Conclusión: “Cuando eliminas las reglas de prudencia y contención del impulso sexual, necesitas ejércitos de funcionarios, burócratas y consultores para proteger a las mujeres de la conducta ‘indeseable’”.
El feminismo causó todo esto animando a las chicas en los 60-70 a saltar de cama en cama. Ahora, en lugar de reconocer el error, aprovecha el sufrimiento provocado por su revolución para atizar el victimismo femenino y denunciar el patriarcado y la masculinidad tóxica. (Huelga decir que los maromos que intentan pillar cacho en las orgías juveniles no lo hacen para “afirmar el patriarcado”: sus intereses son más inmediatos y prosaicos).
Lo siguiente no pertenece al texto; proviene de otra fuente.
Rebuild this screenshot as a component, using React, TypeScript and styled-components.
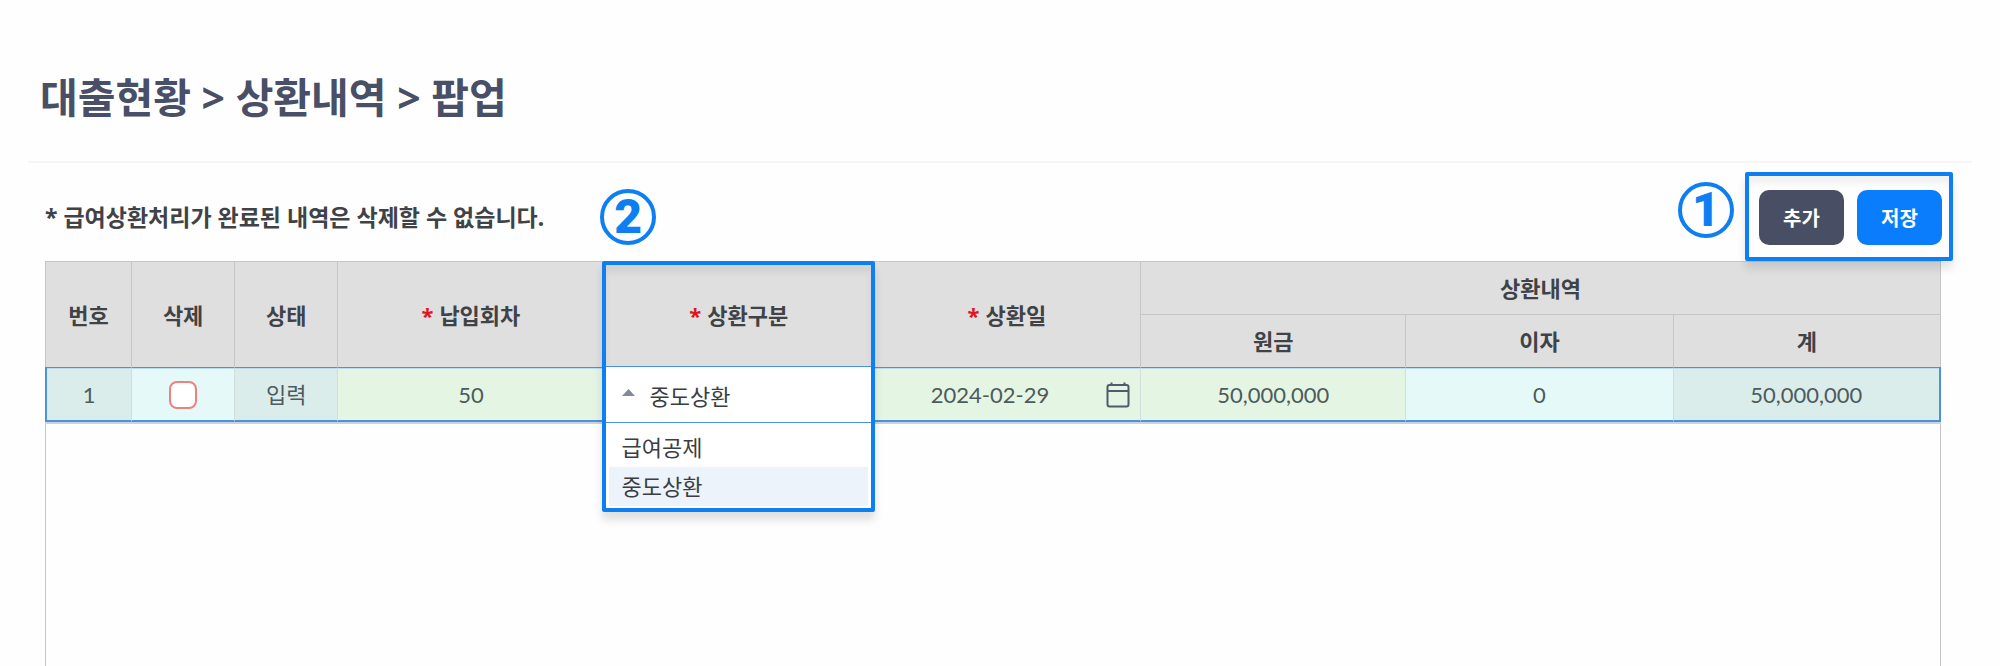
import React, { useState } from "react";
import styled, { createGlobalStyle } from "styled-components";

const blue = "#0d7ff2";
const gridLine = "#c6c6c8";
const rowLine = "#4b92da";

const GlobalStyle = createGlobalStyle`
  * { box-sizing: border-box; }
  body {
    margin: 0;
    background: #fefefe;
    color: #3f4246;
    font-family: Lato, "Noto Sans CJK KR", sans-serif;
    font-size: 22px;
  }
  button, input, select { font: inherit; color: inherit; }
`;

const Page = styled.main`
  display: flex;
  flex-direction: column;
  min-height: 100vh;
  padding: 0 28px;
`;

const Header = styled.header`
  padding: 67px 12px 33px;
  border-bottom: 2px solid #f6f6f7;
`;

const Title = styled.h1`
  margin: 0;
  color: #484f66;
  font-family: "Noto Sans", "Noto Sans CJK KR", sans-serif;
  font-size: 41px;
  font-weight: 700;
  line-height: 61px;
`;

const Content = styled.section`
  display: flex;
  flex-direction: column;
  flex: 1;
  padding: 9px 31px 0 17px;
`;

const Toolbar = styled.div`
  display: flex;
  align-items: center;
  justify-content: space-between;
  height: 89px;
`;

const Group = styled.div`
  display: flex;
  align-items: center;
  gap: 56px;
`;

const ActionGroup = styled.div`
  display: flex;
  align-items: flex-start;
  gap: 11px;
`;

const Note = styled.p`
  margin: 0;
  font-family: "Noto Sans", "Noto Sans CJK KR", sans-serif;
  font-size: 23px;
  font-weight: 700;
  line-height: 34px;
`;

const StepBadge = styled.span<{ $raised?: boolean }>`
  display: flex;
  align-items: center;
  justify-content: center;
  width: 56px;
  height: 56px;
  margin-top: ${({ $raised }) => ($raised ? 10 : 0)}px;
  border: 4px solid ${blue};
  border-radius: 50%;
  color: ${blue};
  font-family: Roboto, sans-serif;
  font-size: 48px;
  font-weight: 900;
  line-height: 48px;
`;

const Actions = styled.div`
  position: relative;
  z-index: 1;
  display: flex;
  gap: 13px;
  margin-right: -12px;
  padding: 14px 7px 12px 10px;
  border: 4px solid ${blue};
  border-radius: 2px;
  box-shadow: 0 8px 8px rgba(0, 0, 0, 0.1), inset 0 8px 6px rgba(0, 0, 0, 0.05);
`;

const ActionButton = styled.button<{ $primary?: boolean }>`
  width: 85px;
  height: 55px;
  padding: 0;
  border: 0;
  border-radius: 10px;
  background: ${({ $primary }) => ($primary ? "#097dfc" : "#484f65")};
  color: #fff;
  font-size: 20px;
  font-weight: 700;
`;

const Grid = styled.div`
  flex: 1;
  border: solid ${gridLine};
  border-width: 0 1px;
`;

const Table = styled.table`
  width: calc(100% + 2px);
  margin: 0 -1px;
  table-layout: fixed;
  border-collapse: separate;
  border-spacing: 0;
`;

const HeadCell = styled.th`
  position: relative;
  height: 53px;
  padding: 2px 0 0;
  border: solid ${gridLine};
  border-width: 1px 0 0 1px;
  background: #dfdfdf;
  font-weight: 700;
  line-height: 32px;
  &:last-child { border-right: 1px solid ${gridLine}; }
`;

const Required = styled.span`
  margin-right: 6px;
  color: #e0141c;
  font-family: "Noto Sans", sans-serif;
`;

type Tone = "locked" | "open" | "required";
const tones: Record<Tone, string> = {
  locked: "#dbedeb",
  open: "#e4f9f8",
  required: "#e5f5e3",
};

const Cell = styled.td<{ $tone: Tone }>`
  height: 55px;
  padding: 2px 0 0;
  border: solid ${rowLine};
  border-width: 1px 0 2px 1px;
  border-left-color: #d3dddc;
  background: ${({ $tone }) => tones[$tone]};
  color: #4d5b5c;
  line-height: 32px;
  text-align: center;
  box-shadow: 0 2px 0 #cdd3dd, inset 0 1px 0 #bddcf0;
  &:first-child { border-left: 2px solid ${rowLine}; }
  &:last-child { border-right: 2px solid ${rowLine}; }
`;

const Check = styled.input`
  appearance: none;
  display: block;
  width: 28px;
  height: 28px;
  margin: 0 auto;
  border: 2px solid #f08080;
  border-radius: 8px;
  background: #fff;
  &:checked { background: #f08080; }
`;

const DateField = styled.div`
  display: flex;
  align-items: center;
  padding-right: 10px;
`;

const DateInput = styled.input`
  flex: 1;
  min-width: 0;
  height: 32px;
  padding: 0;
  border: 0;
  background: none;
  text-align: center;
`;

const IconButton = styled.button`
  display: flex;
  padding: 0;
  border: 0;
  background: none;
`;

const Picker = styled.div`
  position: absolute;
  z-index: 2;
  top: -1px;
  left: -3px;
  right: -2px;
  border: 4px solid ${blue};
  border-radius: 2px;
  color: #3a3d42;
  font-weight: 400;
  box-shadow: 0 8px 8px rgba(0, 0, 0, 0.12), inset 0 8px 6px rgba(0, 0, 0, 0.06);
`;

const PickerSpace = styled.div`
  height: 101px;
`;

const SelectRow = styled.div`
  display: flex;
  align-items: center;
  gap: 15px;
  height: 57px;
  padding: 5px 16px 0;
  border: solid ${rowLine};
  border-width: 1px 0;
  background: #fff;
`;

const Select = styled.select`
  appearance: none;
  flex: 1;
  min-width: 0;
  height: 36px;
  padding: 0;
  border: 0;
  background: none;
`;

const Options = styled.ul`
  margin: 0;
  padding: 5px 3px 2px;
  background: #fff;
  list-style: none;
  text-align: left;
`;

const Option = styled.li<{ $selected: boolean }>`
  padding: 0 13px;
  background: ${({ $selected }) => ($selected ? "#ecf3fb" : "#fff")};
  line-height: 39px;
  cursor: pointer;
`;

const CalendarIcon = () => (
  <svg width="24" height="26" viewBox="0 0 24 26" fill="none" stroke="#4d5b6b" strokeWidth="2" aria-hidden="true">
    <rect x="1.500" y="3" width="21" height="21.500" rx="2" />
    <path d="M1.500 9H22.500M5.500 0.500V3M18.500 0.500V3" />
  </svg>
);

const Caret = () => (
  <svg width="13" height="20" viewBox="0 0 13 20" aria-hidden="true">
    <path d="M0 9 L6.500 2 L13 9Z" fill="#83889a" />
  </svg>
);

const columnWidths = [86, 103, 103, 266, 269, 267, 265, 267, 268];
const repaymentTypes = ["급여공제", "중도상환"];

export default function App() {
  const [type, setType] = useState("중도상환");
  const [date, setDate] = useState("2024-02-29");

  return (
    <Page>
      <GlobalStyle />
      <Header>
        <Title>대출현황 &gt; 상환내역 &gt; 팝업</Title>
      </Header>
      <Content>
        <Toolbar>
          <Group>
            <Note>* 급여상환처리가 완료된 내역은 삭제할 수 없습니다.</Note>
            <StepBadge>2</StepBadge>
          </Group>
          <ActionGroup>
            <StepBadge $raised>1</StepBadge>
            <Actions>
              <ActionButton type="button">추가</ActionButton>
              <ActionButton type="button" $primary>저장</ActionButton>
            </Actions>
          </ActionGroup>
        </Toolbar>
        <Grid>
          <Table>
            <colgroup>
              {columnWidths.map((width, i) => <col key={i} width={width} />)}
            </colgroup>
            <thead>
              <tr>
                <HeadCell rowSpan={2}>번호</HeadCell>
                <HeadCell rowSpan={2}>삭제</HeadCell>
                <HeadCell rowSpan={2}>상태</HeadCell>
                <HeadCell rowSpan={2}><Required>*</Required>납입회차</HeadCell>
                <HeadCell rowSpan={2}>
                  <Required>*</Required>상환구분
                  <Picker>
                    <PickerSpace />
                    <SelectRow>
                      <Caret />
                      <Select aria-label="상환구분" value={type} onChange={(e) => setType(e.target.value)}>
                        {repaymentTypes.map((t) => <option key={t}>{t}</option>)}
                      </Select>
                    </SelectRow>
                    <Options role="listbox" aria-label="상환구분">
                      {repaymentTypes.map((t) => (
                        <Option key={t} role="option" aria-selected={t === type} $selected={t === type} onClick={() => setType(t)}>
                          {t}
                        </Option>
                      ))}
                    </Options>
                  </Picker>
                </HeadCell>
                <HeadCell rowSpan={2}><Required>*</Required>상환일</HeadCell>
                <HeadCell colSpan={3}>상환내역</HeadCell>
              </tr>
              <tr>
                <HeadCell>원금</HeadCell>
                <HeadCell>이자</HeadCell>
                <HeadCell>계</HeadCell>
              </tr>
            </thead>
            <tbody>
              <tr>
                <Cell $tone="locked">1</Cell>
                <Cell $tone="open"><Check type="checkbox" aria-label="삭제" /></Cell>
                <Cell $tone="locked">입력</Cell>
                <Cell $tone="required">50</Cell>
                <Cell $tone="required" />
                <Cell $tone="required">
                  <DateField>
                    <DateInput aria-label="상환일" value={date} onChange={(e) => setDate(e.target.value)} />
                    <IconButton type="button" aria-label="날짜 선택"><CalendarIcon /></IconButton>
                  </DateField>
                </Cell>
                <Cell $tone="required">50,000,000</Cell>
                <Cell $tone="open">0</Cell>
                <Cell $tone="locked">50,000,000</Cell>
              </tr>
            </tbody>
          </Table>
        </Grid>
      </Content>
    </Page>
  );
}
MacDonald –una intelectual agnóstica y prestigiosa que a sus más de 60 años no tiene nada que demostrar ni temer- afirma con coraje que el Me Too no es neovictoriano, sino contradictoriamente liberacionista-restrictivo (¡viva la promiscuidad!… pero con pólizas previas de consentimiento informado). Y que la solución sólo podrá venir del cuestionamiento de la revolución sexual y de un verdadero neovictorianismo: “La solución no consiste en asfaltar una cultura sexual sórdida con complejas garantías procedimentales: la solución es rechazar esa cultura enteramente. Las chicas pueden evitar el riesgo de padecer lo que las feministas llaman “violación”: basta con no emborracharse y no meterse en la cama con un tipo al que apenas conocen. Los chicos pueden, también, reducir radicalmente el riesgo de ser acusados infundadamente de violación: basta con no emborracharse y acostarse con una chica a la que apenas conocen”.

Y las madres que temen por sus hijos varones expuestos a la arbitrariedad estatal-feminista podrían decirles: “Espera. Encuentra una novia y cúbrela de afecto y respeto. Escríbele cartas de amor en mitad de la noche. Escóltala a su casa después de una cita, despídete castamente y vuelve a tu casa”. Y concluye: “Esos esfuerzos de autocontrol se hacían en otro tiempo, y nada impide que se puedan hacer de nuevo” (p. 147).